PM GRAB: I do so, not to start the nation's longest election campaign.

PICKERING: But today, with 194 days still to go until the 2013 poll, Canberra has come to western Sydney for a Gillard versus Abbott throwdown.

In their sights the crucial votes of Sydney's heartland - who are we kidding, it's an election campaign.

The PM's first big move - flash some cash - a funding commitment to extend two of Sydney's motorways.

PM GRAB: I am prepared to fund a proposal that sees the M4 extended so it gets people to the city, and the M5 extended so it gets people to the port.

PICKERING: Somewhere close by Tony Abbott was trying to convince everyone that he'd always planned to be in western Sydney today, and is not copying the PM.

TONY ABBOTT: The last thing I would want to do is imitate a Prime Minister who is incompetent and untrustworthy!

PICKERING: Then he accused the PM of copying him.

TONY ABBOTT: She does seem to be playing catch-up politics, it's some six months since the Coalition said that we'd put $1.5 billion towards the WestConnex project.

PICKERING: But the PM had more than cash in her arsenal. She also had new figures that show families in western Sydney will pay more tax than lose payments of up to $2,500 if Tony Abbott gets the chance to kill the carbon tax and scrap the School Kids Bonus.

She's probably going to need a lot more than that though. Weekend polling suggests that Labor is facing annihilation in Sydney's west, with seats previously considered ultra-safe in real danger of being lost unless the party switches back to you-know-who.

So, with four sleeps to go in Rooty Hill, can the PM turn things around out west and prevent an election catastrophe for the Labor Party?

BICKMORE: PM, as we just heard, a western Sydney wipeout was predicted for Labor in one of the polls over the weekend.

You've had a day there, have you convinced a few more people to stay on board?

PM: Well I've had a great day here, I've had the opportunity to meet with local council reps. I have been out with the Wanderers; local sporting team.

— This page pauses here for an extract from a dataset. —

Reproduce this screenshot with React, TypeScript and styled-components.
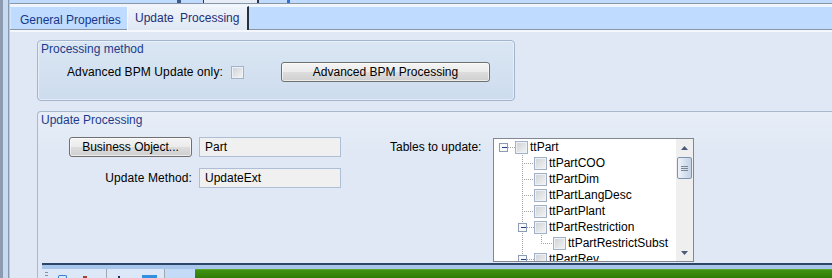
import styled, { createGlobalStyle } from 'styled-components';

const GlobalStyle = createGlobalStyle`
  html, body {
    margin: 0;
    padding: 0;
    background: #dfe8f4;
  }
  body {
    font-family: "Liberation Sans", Arial, sans-serif;
    font-size: 12px;
    color: #000;
    overflow: hidden;
  }
`;

const Window = styled.div`
  display: flex;
  width: 832px;
  height: 278px;
  overflow: hidden;
`;

const SideFrame = styled.div`
  flex: 0 0 10px;
  background: linear-gradient(to right, #8d9bb0 0 3px, #c6daf2 3px 8px, #8797ad 8px 9px, #b9cbe0 9px 10px);
`;

const Main = styled.div`
  flex: 1;
  min-width: 0;
  display: flex;
  flex-direction: column;
`;

const OuterStrip = styled.div`
  flex: 0 0 3px;
  display: flex;
  background: #bfdbff;
`;

const OuterMark = styled.span<{ $gap: number; $w: number; $color: string }>`
  margin-left: ${p => p.$gap}px;
  width: ${p => p.$w}px;
  background: ${p => p.$color};
`;

const OuterTab = styled.span`
  margin-left: 22px;
  width: 56px;
  box-sizing: border-box;
  border-left: 1px solid #2a3550;
  border-right: 2px solid #2a3550;
  background: #e6edf7;
`;

const TabStrip = styled.div`
  flex: 0 0 27px;
  box-sizing: border-box;
  display: flex;
  align-items: flex-end;
  border-top: 1px solid #8a96a6;
  border-bottom: 1px solid #8a96a6;
  background: linear-gradient(#eef5fd 0 3px, #bfdbff 3px);
`;

const Tab = styled.div<{ $active?: boolean }>`
  box-sizing: border-box;
  white-space: nowrap;
  line-height: 17px;
  ${p => p.$active ? `
    width: 122px;
    height: 24px;
    margin-bottom: -1px;
    padding: 3px 0 0 7px;
    border-top: 1px solid #f4f8fd;
    border-left: 1px solid #f4f8fd;
    border-right: 2px solid #26303f;
    background: linear-gradient(#eef3fa, #dfe8f4);
    color: #1e2f78;
    word-spacing: 3px;
  ` : `
    width: 117px;
    height: 21px;
    padding: 4px 0 0 9px;
    border-left: 1px solid #d6e6fa;
    color: #15378a;
  `}
`;

const Content = styled.div`
  flex: 1;
  min-height: 0;
  display: flex;
  flex-direction: column;
  gap: 10px;
  padding: 10px 0 0 27px;
  background: #dfe8f4;
  box-shadow: inset 0 2px 0 #f4f8fd;
  overflow: hidden;
`;

const ProcessingBox = styled.div`
  flex: 0 0 61px;
  width: 478px;
  box-sizing: border-box;
  border: 1px solid #a2b5cd;
  border-radius: 4px;
  background: linear-gradient(#dae6f3, #cddcee);
  box-shadow: inset 0 0 0 1px rgba(255, 255, 255, 0.45);
`;

const UpdateBox = styled.div`
  flex: 1;
  min-height: 0;
  margin-right: -10px;
  display: flex;
  flex-direction: column;
  border: 1px solid #a9b9cc;
  border-bottom: none;
  border-top-left-radius: 4px;
  background: linear-gradient(#e7eef8, #dfe8f4 40px);
`;

const GroupTitle = styled.div`
  padding: 1px 0 0 3px;
  line-height: 14px;
  color: #1d3b8b;
`;

const MethodRow = styled.div`
  display: flex;
  align-items: center;
  height: 20px;
  margin-top: 6px;
  padding-left: 29px;
`;

const Label = styled.span<{ $align?: string; $w?: number }>`
  ${p => p.$w ? `flex: 0 0 ${p.$w}px;` : ''}
  white-space: nowrap;
  text-align: ${p => p.$align || 'left'};
  line-height: 20px;
  letter-spacing: 0.1px;
`;

const Check = styled.span<{ $gap?: number }>`
  flex: 0 0 13px;
  width: 13px;
  height: 13px;
  box-sizing: border-box;
  margin-left: ${p => p.$gap || 0}px;
  border: 1px solid #a3b1c6;
  background: linear-gradient(135deg, #cdd0d5, #f5f5f5);
  box-shadow: inset 0 0 0 1px #eef1f5;
`;

const Button = styled.button<{ $w: number; $gap?: number }>`
  width: ${p => p.$w}px;
  height: 20px;
  margin-left: ${p => p.$gap || 0}px;
  padding: 0;
  box-sizing: border-box;
  border: 1px solid #707070;
  border-radius: 3px;
  background: linear-gradient(#f4f4f4, #ebebeb 50%, #dddddd 51%, #cfcfcf);
  box-shadow: inset 0 0 0 1px rgba(255, 255, 255, 0.6);
  font: inherit;
  color: #000;
  line-height: 18px;
`;

const UpdateBody = styled.div`
  display: flex;
  align-items: flex-start;
  margin-top: 10px;
  padding-left: 31px;
`;

const FieldGrid = styled.div`
  display: grid;
  grid-template-columns: 123px 142px;
  grid-auto-rows: 20px;
  column-gap: 7px;
  row-gap: 11px;
`;

const TextBox = styled.div`
  box-sizing: border-box;
  height: 20px;
  padding-left: 5px;
  border: 1px solid #aebfd5;
  background: #f0f0f0;
  line-height: 18px;
`;

const TablesLabel = styled.span`
  width: 103px;
  margin: 3px 0 0 49px;
  line-height: 14px;
  white-space: nowrap;
`;

const TreeBox = styled.div`
  display: flex;
  width: 201px;
  height: 124px;
  margin-top: 1px;
  box-sizing: border-box;
  border: 1px solid #828790;
  background: #fff;
`;

const TreeList = styled.div`
  flex: 1;
  overflow: hidden;
`;

const TreeRow = styled.div`
  display: flex;
  align-items: center;
  height: 16px;
  white-space: nowrap;
`;

const TreeText = styled.span`
  margin-left: 2px;
  line-height: 16px;
`;

const ScrollBar = styled.div`
  flex: 0 0 17px;
  display: flex;
  flex-direction: column;
  background: #efefef;
`;

const ScrollArrow = styled.div`
  flex: 0 0 17px;
  display: flex;
  align-items: center;
  justify-content: center;
`;

const ScrollTrack = styled.div`
  flex: 1;
  padding: 1px 1px 0 1px;
`;

const ScrollThumb = styled.div`
  height: 22px;
  box-sizing: border-box;
  border: 1px solid #7f93b0;
  border-radius: 2px;
  background: linear-gradient(to right, #eef3fa, #d2deee 60%, #c3d2e6);
  display: flex;
  flex-direction: column;
  align-items: center;
  justify-content: center;
  gap: 1px;
`;

const GripLine = styled.span`
  width: 7px;
  height: 1px;
  background: #7a8596;
`;

const DockBar = styled.div`
  flex: 0 0 15px;
  margin: auto 0 0 4px;
  box-sizing: border-box;
  display: flex;
  flex-direction: column;
  border-top: 2px solid #2c4669;
  padding-top: 4px;
  background: #a8c5ec;
`;

const DockRow = styled.div`
  flex: 1;
  display: flex;
`;

const DockTabs = styled.div`
  flex: 0 0 153px;
  display: flex;
  background: #dce8f8;
`;

const DockSlot = styled.div<{ $w: number; $light?: boolean }>`
  flex: 0 0 ${p => p.$w}px;
  box-sizing: border-box;
  display: flex;
  align-items: flex-end;
  border-right: ${p => p.$light ? 'none' : '1px solid #a3a8b0'};
  background: ${p => p.$light ? '#c4dbf8' : 'transparent'};
`;

const DockIcon = styled.span<{ $gap: number; $w: number; $h: number; $color: string; $outline?: boolean }>`
  margin-left: ${p => p.$gap}px;
  width: ${p => p.$w}px;
  height: ${p => p.$h}px;
  box-sizing: border-box;
  ${p => p.$outline
    ? `border: 1px solid ${p.$color}; border-bottom: none; border-radius: 2px 2px 0 0;`
    : `background: ${p.$color};`}
`;

const DockGrip = styled.span`
  align-self: center;
  margin-left: 3px;
  width: 3px;
  height: 4px;
  background: repeating-linear-gradient(#8a8f98 0 1px, transparent 1px 3px);
`;

const GreenFill = styled.div`
  flex: 1;
  border-top: 1px solid #5aa42c;
  background: linear-gradient(#3f9212, #2f7c06);
`;

type TreeNode = {
  label: string;
  level: number;
  expander?: boolean;
  hasNext?: boolean;
  rails?: number[];
};

const nodes: TreeNode[] = [
  { label: 'ttPart', level: 0, expander: true },
  { label: 'ttPartCOO', level: 1, hasNext: true },
  { label: 'ttPartDim', level: 1, hasNext: true },
  { label: 'ttPartLangDesc', level: 1, hasNext: true },
  { label: 'ttPartPlant', level: 1, hasNext: true },
  { label: 'ttPartRestriction', level: 1, expander: true, hasNext: true },
  { label: 'ttPartRestrictSubst', level: 2, rails: [28] },
  { label: 'ttPartRev', level: 1, expander: true, hasNext: true },
];

const DOT = '#a3a3a3';

// connector lines and +/- box drawn in front of each tree row
function Guides({ node }: { node: TreeNode }) {
  const width = 21 + 19 * node.level;
  const cx = 9 + 19 * node.level;
  const start = node.expander ? cx + 5 : cx;
  return (
    <svg width={width} height={16} style={{ flex: `0 0 ${width}px` }}>
      {(node.rails || []).map(x => (
        <line key={x} x1={x + 0.5} y1={0} x2={x + 0.5} y2={16} stroke={DOT} strokeDasharray="1 1" />
      ))}
      {node.level > 0 && (
        <line x1={cx + 0.5} y1={0} x2={cx + 0.5} y2={node.hasNext ? 16 : 8} stroke={DOT} strokeDasharray="1 1" />
      )}
      <line x1={start} y1={8.5} x2={width} y2={8.5} stroke={DOT} strokeDasharray="1 1" />
      {node.expander && (
        <g>
          <rect x={cx - 3.5} y={4.5} width={8} height={8} fill="#f7f8fa" stroke="#8e9cb3" />
          <line x1={cx - 1} y1={8.5} x2={cx + 4} y2={8.5} stroke="#1f3f88" />
        </g>
      )}
    </svg>
  );
}

function Arrow({ up }: { up?: boolean }) {
  return (
    <svg width={7} height={4}>
      <polygon points={up ? '0,4 7,4 3.5,0' : '0,0 7,0 3.5,4'} fill="#4a5a78" />
    </svg>
  );
}

export default function App() {
  return <Window>
    <GlobalStyle />
    <SideFrame />
    <Main>
      <OuterStrip>
        <OuterMark $gap={167} $w={4} $color="#3d5a8a" />
        <OuterTab />
        <OuterMark $gap={28} $w={3} $color="#2f6fd6" />
      </OuterStrip>
      <TabStrip>
        <Tab>General Properties</Tab>
        <Tab $active>Update Processing</Tab>
      </TabStrip>
      <Content>
        <ProcessingBox>
          <GroupTitle>Processing method</GroupTitle>
          <MethodRow>
            <Label $w={156}>Advanced BPM Update only:</Label>
            <Check $gap={8} />
            <Button $w={209} $gap={37}>Advanced BPM Processing</Button>
          </MethodRow>
        </ProcessingBox>
        <UpdateBox>
          <GroupTitle>Update Processing</GroupTitle>
          <UpdateBody>
            <FieldGrid>
              <Button $w={123}>Business Object...</Button>
              <TextBox>Part</TextBox>
              <Label $align="right">Update Method:</Label>
              <TextBox>UpdateExt</TextBox>
            </FieldGrid>
            <TablesLabel>Tables to update:</TablesLabel>
            <TreeBox>
              <TreeList>
                {nodes.map(node => (
                  <TreeRow key={node.label}>
                    <Guides node={node} />
                    <Check />
                    <TreeText>{node.label}</TreeText>
                  </TreeRow>
                ))}
              </TreeList>
              <ScrollBar>
                <ScrollArrow><Arrow up /></ScrollArrow>
                <ScrollTrack>
                  <ScrollThumb>
                    <GripLine />
                    <GripLine />
                    <GripLine />
                  </ScrollThumb>
                </ScrollTrack>
                <ScrollArrow><Arrow /></ScrollArrow>
              </ScrollBar>
            </TreeBox>
          </UpdateBody>
          <DockBar>
            <DockRow>
              <DockTabs>
                <DockSlot $w={65}>
                  <DockGrip />
                  <DockIcon $gap={10} $w={9} $h={3} $color="#2e7fd8" $outline />
                  <DockIcon $gap={16} $w={4} $h={2} $color="#a0443a" />
                </DockSlot>
                <DockSlot $w={58}>
                  <DockIcon $gap={11} $w={2} $h={2} $color="#1f2f6a" />
                  <DockIcon $gap={22} $w={15} $h={3} $color="#2f8fe0" />
                </DockSlot>
                <DockSlot $w={30} $light />
              </DockTabs>
              <GreenFill />
            </DockRow>
          </DockBar>
        </UpdateBox>
      </Content>
    </Main>
  </Window>;
}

I've met with people who are providing disability services and doing just some amazing things by their fellow Australians.

So, it's been a big day and we have made a big announcement about infrastructure in western Sydney too.

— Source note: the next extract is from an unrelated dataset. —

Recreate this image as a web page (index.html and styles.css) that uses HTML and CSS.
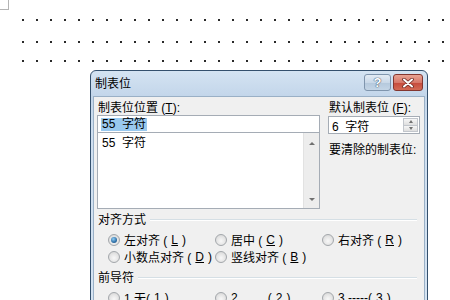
FILE: index.html
```html
<!DOCTYPE html>
<html lang="zh-CN">
<head>
    <meta charset="UTF-8">
    <title>制表位</title>
    <link rel="stylesheet" href="styles.css">
</head>
<body>

<!-- Tło dokumentu: narożnik strony i kropki tabulatorów -->
<div class="corner"></div>
<div class="dots dots-1"></div>
<div class="dots dots-2"></div>
<div class="dots dots-3"></div>

<!-- Okno dialogowe -->
<div class="dialog">
    <div class="titlebar">
        <span class="title">制表位</span>
        <div class="caption-buttons">
            <div class="cap-btn btn-help">?</div>
            <div class="cap-btn btn-close">
                <svg width="12" height="10" viewBox="0 0 12 10">
                    <path d="M2 1.5 L10 8.5 M10 1.5 L2 8.5" stroke="#6b2a24" stroke-width="3.6" stroke-linecap="round"/>
                    <path d="M2 1.5 L10 8.5 M10 1.5 L2 8.5" stroke="#fff" stroke-width="2" stroke-linecap="round"/>
                </svg>
            </div>
        </div>
    </div>

    <div class="client">
        <div class="top-row">
            <div class="col-left">
                <div class="label">制表位位置 (<u>T</u>):</div>
                <div class="combo-edit"><span class="sel">55&nbsp; 字符</span></div>
                <div class="combo-list">
                    <div class="items">
                        <div class="item">55&nbsp; 字符</div>
                    </div>
                    <div class="vscroll">
                        <span class="arrow-up"></span>
                        <span class="arrow-down"></span>
                    </div>
                </div>
            </div>
            <div class="col-right">
                <div class="label">默认制表位 (<u>F</u>):</div>
                <div class="spin">
                    <span>6&nbsp; 字符</span>
                    <div class="spin-btns">
                        <div class="spin-btn"><span class="arrow-up"></span></div>
                        <div class="spin-btn"><span class="arrow-down"></span></div>
                    </div>
                </div>
                <div class="label clear-label">要清除的制表位:</div>
            </div>
        </div>

        <!-- Sekcja wyrównania -->
        <div class="group-head"><span>对齐方式</span><div class="group-line"></div></div>
        <div class="radio-grid">
            <div class="radio-item"><span class="radio checked"></span>左对齐 (<u>L</u>)</div>
            <div class="radio-item"><span class="radio"></span>居中 (<u>C</u>)</div>
            <div class="radio-item"><span class="radio"></span>右对齐 (<u>R</u>)</div>
            <div class="radio-item"><span class="radio"></span>小数点对齐 (<u>D</u>)</div>
            <div class="radio-item"><span class="radio"></span>竖线对齐 (<u>B</u>)</div>
        </div>

        <!-- Sekcja znaków wiodących -->
        <div class="group-head group-2"><span>前导符</span><div class="group-line"></div></div>
        <div class="radio-grid">
            <div class="radio-item"><span class="radio"></span>1 无(<u>1</u>)</div>
            <div class="radio-item"><span class="radio"></span>2 ........(<u>2</u>)</div>
            <div class="radio-item"><span class="radio"></span>3 -----(<u>3</u>)</div>
        </div>
    </div>
</div>

</body>
</html>
```

FILE: styles.css
```css
* {
    box-sizing: border-box;
}

body {
    margin: 0;
    height: 300px;
    overflow: hidden;
    background-color: #fff;
    font-family: "Liberation Sans", "Noto Sans CJK SC", sans-serif;
    font-size: 12px;
    color: #000;
}

u {
    text-decoration: underline;
}

.corner {
    width: 9px;
    height: 10px;
    border-right: 1px solid #b4b4b4;
    border-bottom: 1px solid #b4b4b4;
}

.dots {
    width: 426px;
    height: 2px;
    margin-left: 22px;
    background-image: linear-gradient(to right, #2a2a2a 2px, transparent 2px);
    background-size: 14px 2px;
}

.dots-1 {
    margin-top: 9px;
}

.dots-2 {
    margin-top: 20px;
}

.dots-3 {
    margin-top: 17px;
}

.dialog {
    width: 338px;
    height: 250px;
    margin: 8px 0 0 90px;
    padding: 0 2px;
    display: flex;
    flex-direction: column;
    border: 1px solid #34506d;
    border-radius: 6px 6px 0 0;
    background: linear-gradient(to bottom, #d4e3f2 0, #c3d6ea 25px, #cfdff0 60px, #d6e4f2 100%);
}

.titlebar {
    height: 25px;
    display: flex;
    justify-content: space-between;
    align-items: flex-start;
    padding: 0 2px 0 2px;
}

.title {
    margin-top: 6px;
    line-height: 14px;
}

.caption-buttons {
    display: flex;
    gap: 2px;
    margin-top: 3px;
}

.cap-btn {
    height: 17px;
    border-radius: 3px;
    display: flex;
    align-items: center;
    justify-content: center;
}

.btn-help {
    width: 27px;
    border: 1px solid #7f95ad;
    background: linear-gradient(to bottom, #e3ebf4 0, #c9d8e8 50%, #b4c8dc 51%, #c4d5e6 100%);
    color: #fff;
    font-weight: bold;
    font-size: 13px;
    text-shadow: 0 0 1px #4d6177, 0 0 1px #4d6177, 0 0 1px #4d6177;
}

.btn-close {
    width: 30px;
    border: 1px solid #83362f;
    background: linear-gradient(to bottom, #e8a393 0, #d7786a 50%, #c5493b 51%, #d36a55 100%);
}

.client {
    flex: 1;
    border: 1px solid #9ab0c6;
    border-bottom: none;
    background-color: #f0f0f0;
    padding: 4px 3px 0 3px;
}

.top-row {
    display: flex;
    gap: 8px;
}

.label {
    line-height: 14px;
    padding-left: 1px;
    white-space: nowrap;
}

.col-left {
    width: 223px;
}

.col-right {
    width: 92px;
}

.combo-edit {
    height: 17px;
    border: 1px solid #a5acb5;
    border-bottom: none;
    background-color: #fff;
    padding-left: 3px;
    display: flex;
    align-items: center;
}

.sel {
    line-height: 13px;
    height: 13px;
    padding: 0 1px;
    background-color: #99c9ef;
}

.combo-list {
    height: 77px;
    display: flex;
    border: 1px solid #a5acb5;
    background-color: #fff;
}

.items {
    flex: 1;
    padding: 3px 0 0 4px;
}

.item {
    line-height: 15px;
}

.vscroll {
    width: 16px;
    display: flex;
    flex-direction: column;
    justify-content: space-between;
    align-items: center;
    padding: 9px 0 7px;
    background-color: #ededed;
    border-left: 1px solid #e2e2e2;
}

.arrow-up {
    width: 0;
    height: 0;
    border-left: 3px solid transparent;
    border-right: 3px solid transparent;
    border-bottom: 3px solid #707070;
}

.arrow-down {
    width: 0;
    height: 0;
    border-left: 3px solid transparent;
    border-right: 3px solid transparent;
    border-top: 3px solid #707070;
}

.spin {
    height: 18px;
    margin-top: 1px;
    border: 1px solid #a5acb5;
    background-color: #fff;
    display: flex;
    align-items: center;
    justify-content: space-between;
    padding: 0 1px 0 3px;
}

.spin-btns {
    width: 15px;
    height: 14px;
    display: flex;
    flex-direction: column;
}

.spin-btn {
    flex: 1;
    display: flex;
    align-items: center;
    justify-content: center;
    border: 1px solid #c2c6cc;
    background: linear-gradient(to bottom, #f6f6f6, #dedede);
}

.spin-btn + .spin-btn {
    border-top: none;
}

.spin-btn .arrow-up,
.spin-btn .arrow-down {
    border-left-width: 2.5px;
    border-right-width: 2.5px;
}

.clear-label {
    margin-top: 9px;
}

.group-head {
    display: flex;
    align-items: center;
    gap: 4px;
    margin-top: 4px;
    margin-right: 4px;
    line-height: 14px;
    padding-left: 1px;
}

.group-2 {
    margin-top: 6px;
}

.group-line {
    flex: 1;
    height: 2px;
    border-top: 1px solid #d5dfe5;
    border-bottom: 1px solid #fff;
}

.radio-grid {
    display: grid;
    grid-template-columns: 107px 107px 107px;
    grid-auto-rows: 17px;
    padding-left: 11px;
    margin-top: 4px;
}

.radio-item {
    display: flex;
    align-items: center;
    gap: 4px;
    white-space: nowrap;
}

.radio {
    width: 12px;
    height: 12px;
    border-radius: 50%;
    border: 1px solid #a3a7ab;
    background: radial-gradient(circle at 50% 60%, #f8f8f8 0, #e6e6e6 50%, #d0d0d0 100%);
    display: flex;
    align-items: center;
    justify-content: center;
}

.radio.checked::after {
    content: "";
    width: 6px;
    height: 6px;
    border-radius: 50%;
    background: radial-gradient(circle at 40% 35%, #8fcdf5 0, #2f6fa6 60%, #1b4a78 100%);
}
```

So I very much enjoyed it and I have got a few more days to go. I have been to western Sydney in the past and enjoyed it.

I'll be here in the future, but today was a particularly good day.

PICKERING: In what must have been one of the great scheduling coincidences of all time Tony Abbott was also in western Sydney this morning.

Is he technically stalking you, and what are you going to do about stalking?

PM: Look, I don't think that there's anything that I could take up in a legal way or anything like that.

Not worrying about it. He can knock himself out and do whatever he wants to do, and I'll get on with my job.

HUGHES: It was also a coincidence that I'm here as well, you've got to remember that Julia.

PM: So, are you stalking me or you're stalking Tony Abbott?

HUGHES: Well, no, I'm focusing on you.

PM: Right, okay.

HUGHES: What about Kevin, do you think he may turn up ‘Where's Wally' style?

PM: Will you be stalking him as well? Hughesy, I actually think you are the common denominator here.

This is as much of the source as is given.